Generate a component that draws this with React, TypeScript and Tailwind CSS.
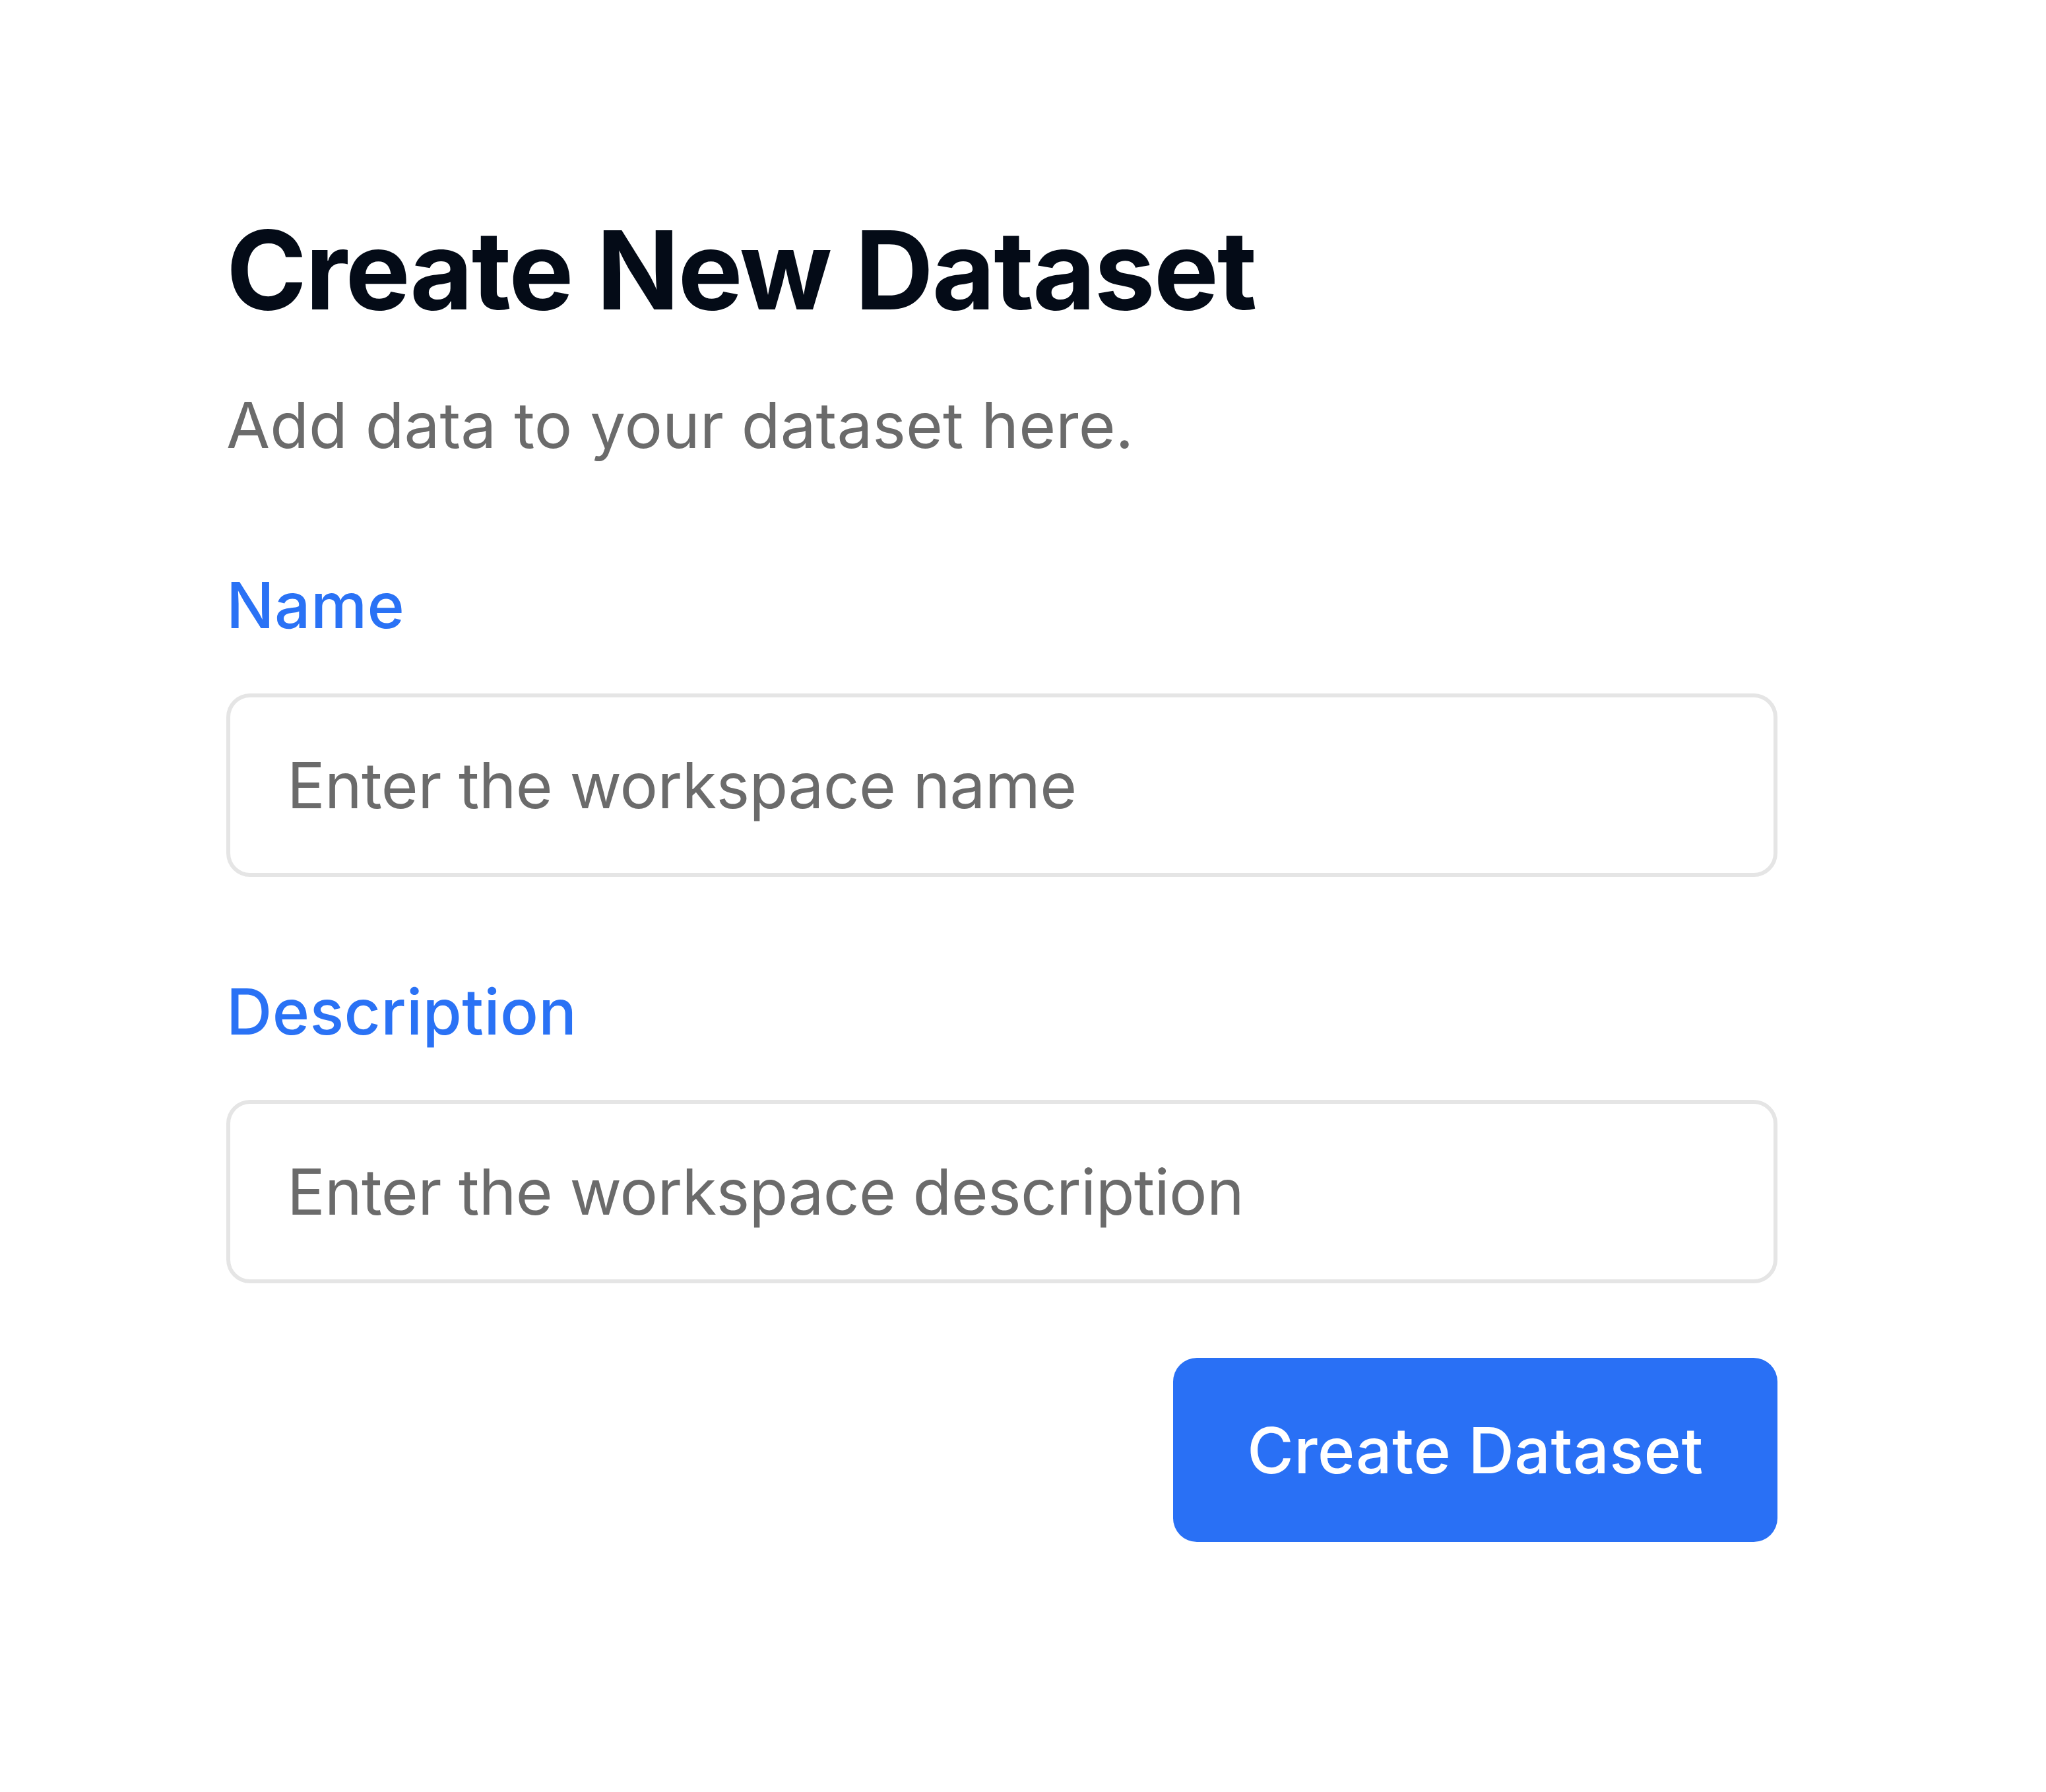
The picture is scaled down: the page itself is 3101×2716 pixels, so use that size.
import React from "react";

export default function App() {
  return (
    <div className="min-h-screen w-full bg-white" style={{ fontFamily: "Inter, 'Noto Sans', sans-serif" }}>
      <div className="ml-[343px] w-[2351px] pt-[327px] flex flex-col">
        <h1 className="text-[165px] leading-none font-bold tracking-[-0.014em] text-[#040b17]">
          Create New Dataset
        </h1>
        <p className="mt-[104px] text-[96px] leading-none text-[#6b6b6b]">
          Add data to your dataset here.
        </p>
        <label className="mt-[177px] text-[96px] leading-none font-medium tracking-[0.004em] text-[#2a72f5]">Name</label>
        <input
          className="mt-[86px] h-[278px] w-full rounded-[36px] border-[6px] border-[#e5e5e5] bg-white pl-[86px] text-[96px] leading-none tracking-[-0.007em] text-[#111] outline-none placeholder:text-[#6b6b6b]"
          placeholder="Enter the workspace name"
        />
        <label className="mt-[156px] text-[96px] leading-none font-medium tracking-[0.004em] text-[#2a72f5]">Description</label>
        <input
          className="mt-[86px] h-[278px] w-full rounded-[36px] border-[6px] border-[#e5e5e5] bg-white pl-[86px] text-[96px] leading-none tracking-[-0.007em] text-[#111] outline-none placeholder:text-[#6b6b6b]"
          placeholder="Enter the workspace description"
        />
        <div className="mt-[113px] flex justify-end">
          <button className="flex h-[279px] w-[916px] items-center justify-center rounded-[36px] bg-[#2970f5] text-[96px] leading-none font-medium tracking-[0.006em] text-white">
            Create Dataset
          </button>
        </div>
      </div>
    </div>
  );
}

# What is asked:
Restate the material word for word from its first line through the line containing "import React from", both included; the pictures do not belong in it.

# Solution to this task:
Generate a component that draws this with React, TypeScript and Tailwind CSS.
The picture is scaled down: the page itself is 3101×2716 pixels, so use that size.
import React from "react";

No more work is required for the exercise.